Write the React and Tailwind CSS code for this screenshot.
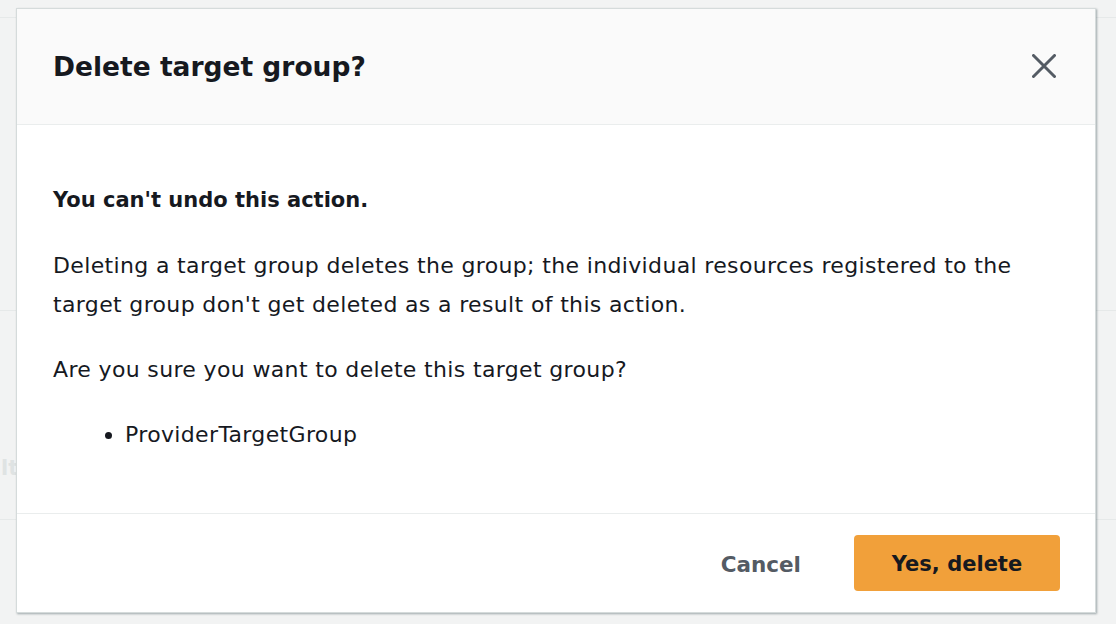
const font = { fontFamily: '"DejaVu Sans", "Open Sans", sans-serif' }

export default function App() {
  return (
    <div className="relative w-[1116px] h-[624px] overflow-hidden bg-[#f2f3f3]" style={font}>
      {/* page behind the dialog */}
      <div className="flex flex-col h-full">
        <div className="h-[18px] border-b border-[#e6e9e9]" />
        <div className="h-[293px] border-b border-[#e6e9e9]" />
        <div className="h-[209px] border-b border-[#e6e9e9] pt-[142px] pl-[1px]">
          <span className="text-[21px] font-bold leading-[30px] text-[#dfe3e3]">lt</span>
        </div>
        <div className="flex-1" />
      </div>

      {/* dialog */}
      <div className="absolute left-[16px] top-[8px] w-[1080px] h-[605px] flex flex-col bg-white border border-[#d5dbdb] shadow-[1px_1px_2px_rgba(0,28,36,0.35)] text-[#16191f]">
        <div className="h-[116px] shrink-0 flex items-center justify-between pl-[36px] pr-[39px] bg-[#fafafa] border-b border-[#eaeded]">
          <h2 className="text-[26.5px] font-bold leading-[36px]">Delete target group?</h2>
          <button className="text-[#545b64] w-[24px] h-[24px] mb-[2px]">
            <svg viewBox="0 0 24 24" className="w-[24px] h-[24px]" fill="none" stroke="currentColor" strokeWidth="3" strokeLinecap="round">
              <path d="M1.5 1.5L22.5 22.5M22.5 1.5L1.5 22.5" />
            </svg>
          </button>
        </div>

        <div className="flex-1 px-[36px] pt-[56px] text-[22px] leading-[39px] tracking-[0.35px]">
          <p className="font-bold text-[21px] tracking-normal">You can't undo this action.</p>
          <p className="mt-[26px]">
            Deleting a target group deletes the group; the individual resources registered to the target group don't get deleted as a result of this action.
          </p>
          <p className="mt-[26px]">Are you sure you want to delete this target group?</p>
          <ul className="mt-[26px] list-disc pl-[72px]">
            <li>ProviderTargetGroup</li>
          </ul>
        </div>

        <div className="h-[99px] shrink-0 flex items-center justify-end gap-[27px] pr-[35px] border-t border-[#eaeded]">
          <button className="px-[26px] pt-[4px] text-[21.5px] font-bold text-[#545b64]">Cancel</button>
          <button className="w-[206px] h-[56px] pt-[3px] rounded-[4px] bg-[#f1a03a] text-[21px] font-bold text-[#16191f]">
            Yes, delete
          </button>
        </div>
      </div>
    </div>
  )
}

______________________________

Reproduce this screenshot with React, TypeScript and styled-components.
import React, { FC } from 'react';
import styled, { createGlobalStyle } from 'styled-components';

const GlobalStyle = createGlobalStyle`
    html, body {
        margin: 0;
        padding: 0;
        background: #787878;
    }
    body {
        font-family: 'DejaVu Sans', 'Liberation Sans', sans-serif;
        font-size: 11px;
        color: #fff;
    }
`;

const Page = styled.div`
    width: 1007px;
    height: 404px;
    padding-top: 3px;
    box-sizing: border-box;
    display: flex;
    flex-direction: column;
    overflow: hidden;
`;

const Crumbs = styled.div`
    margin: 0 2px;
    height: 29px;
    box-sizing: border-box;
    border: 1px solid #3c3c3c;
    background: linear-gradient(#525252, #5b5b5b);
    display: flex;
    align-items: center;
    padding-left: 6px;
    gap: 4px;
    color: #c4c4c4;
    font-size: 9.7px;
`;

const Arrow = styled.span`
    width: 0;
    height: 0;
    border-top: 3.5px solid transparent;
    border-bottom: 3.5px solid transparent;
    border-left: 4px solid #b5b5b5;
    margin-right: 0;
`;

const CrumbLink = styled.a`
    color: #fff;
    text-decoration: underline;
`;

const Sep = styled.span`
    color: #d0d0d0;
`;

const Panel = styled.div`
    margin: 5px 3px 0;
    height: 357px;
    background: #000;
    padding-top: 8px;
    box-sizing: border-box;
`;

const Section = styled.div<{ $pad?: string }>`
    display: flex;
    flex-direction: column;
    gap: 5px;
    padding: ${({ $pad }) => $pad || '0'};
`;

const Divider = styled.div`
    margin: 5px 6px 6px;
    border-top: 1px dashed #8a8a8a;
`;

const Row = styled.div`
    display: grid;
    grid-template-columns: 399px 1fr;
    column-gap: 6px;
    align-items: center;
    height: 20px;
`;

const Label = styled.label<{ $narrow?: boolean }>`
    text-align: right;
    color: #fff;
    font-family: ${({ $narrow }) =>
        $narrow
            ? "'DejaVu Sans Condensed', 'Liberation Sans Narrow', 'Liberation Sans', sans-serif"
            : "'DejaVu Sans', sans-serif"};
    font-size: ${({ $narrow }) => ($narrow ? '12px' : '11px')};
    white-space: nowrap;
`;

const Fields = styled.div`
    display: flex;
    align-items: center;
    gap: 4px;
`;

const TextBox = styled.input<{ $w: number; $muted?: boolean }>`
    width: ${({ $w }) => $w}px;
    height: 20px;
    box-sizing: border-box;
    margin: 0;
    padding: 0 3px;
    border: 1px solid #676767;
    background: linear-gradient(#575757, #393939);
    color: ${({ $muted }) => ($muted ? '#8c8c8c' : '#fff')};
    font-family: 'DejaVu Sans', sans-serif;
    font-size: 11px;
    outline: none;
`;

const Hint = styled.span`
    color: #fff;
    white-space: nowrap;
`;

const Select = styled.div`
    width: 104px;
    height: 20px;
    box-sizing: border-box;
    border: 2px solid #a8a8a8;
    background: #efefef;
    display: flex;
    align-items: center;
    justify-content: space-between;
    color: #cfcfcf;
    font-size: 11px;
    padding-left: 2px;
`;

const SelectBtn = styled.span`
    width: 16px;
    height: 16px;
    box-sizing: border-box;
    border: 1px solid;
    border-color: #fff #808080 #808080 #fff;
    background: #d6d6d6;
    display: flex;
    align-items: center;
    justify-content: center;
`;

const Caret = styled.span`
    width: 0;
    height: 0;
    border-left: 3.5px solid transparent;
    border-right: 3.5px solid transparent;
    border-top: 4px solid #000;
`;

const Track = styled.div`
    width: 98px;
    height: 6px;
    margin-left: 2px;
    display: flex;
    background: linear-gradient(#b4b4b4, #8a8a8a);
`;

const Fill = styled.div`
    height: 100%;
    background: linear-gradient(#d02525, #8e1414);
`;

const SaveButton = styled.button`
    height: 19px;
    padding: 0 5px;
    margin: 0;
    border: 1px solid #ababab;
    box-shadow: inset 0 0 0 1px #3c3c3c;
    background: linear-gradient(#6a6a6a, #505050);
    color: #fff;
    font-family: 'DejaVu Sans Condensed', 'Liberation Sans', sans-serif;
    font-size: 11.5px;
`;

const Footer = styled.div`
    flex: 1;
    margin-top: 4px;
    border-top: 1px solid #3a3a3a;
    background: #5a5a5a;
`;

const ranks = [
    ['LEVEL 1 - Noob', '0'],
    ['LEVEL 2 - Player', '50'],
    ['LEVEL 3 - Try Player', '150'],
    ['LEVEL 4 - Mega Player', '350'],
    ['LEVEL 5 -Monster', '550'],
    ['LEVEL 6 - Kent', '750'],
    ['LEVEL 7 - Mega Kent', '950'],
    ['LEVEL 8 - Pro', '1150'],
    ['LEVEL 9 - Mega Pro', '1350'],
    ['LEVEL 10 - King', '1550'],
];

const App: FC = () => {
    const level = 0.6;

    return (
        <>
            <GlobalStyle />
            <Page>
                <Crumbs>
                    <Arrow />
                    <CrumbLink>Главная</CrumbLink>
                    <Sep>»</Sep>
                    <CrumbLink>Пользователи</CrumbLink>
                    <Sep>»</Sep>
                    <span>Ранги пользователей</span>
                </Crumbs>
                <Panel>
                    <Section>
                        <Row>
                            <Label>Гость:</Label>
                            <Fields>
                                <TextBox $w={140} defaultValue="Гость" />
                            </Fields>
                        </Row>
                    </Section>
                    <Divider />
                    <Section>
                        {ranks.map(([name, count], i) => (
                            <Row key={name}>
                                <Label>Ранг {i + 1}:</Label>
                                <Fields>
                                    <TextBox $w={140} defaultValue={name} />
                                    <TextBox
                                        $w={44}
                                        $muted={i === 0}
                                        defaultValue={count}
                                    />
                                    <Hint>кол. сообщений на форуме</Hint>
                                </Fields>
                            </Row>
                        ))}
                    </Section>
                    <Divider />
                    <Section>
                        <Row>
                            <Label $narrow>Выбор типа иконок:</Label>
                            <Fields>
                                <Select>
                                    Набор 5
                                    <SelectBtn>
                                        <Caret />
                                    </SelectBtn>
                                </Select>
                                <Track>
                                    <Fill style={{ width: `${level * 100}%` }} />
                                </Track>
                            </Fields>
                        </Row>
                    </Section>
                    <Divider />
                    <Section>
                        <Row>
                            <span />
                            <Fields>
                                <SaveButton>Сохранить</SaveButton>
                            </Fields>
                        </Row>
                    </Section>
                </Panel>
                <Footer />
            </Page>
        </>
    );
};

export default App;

______________________________

» **Written problem**
Among the entries above, how many lines include the word "this"? Give the number with no comment.

» **Exercise response**
5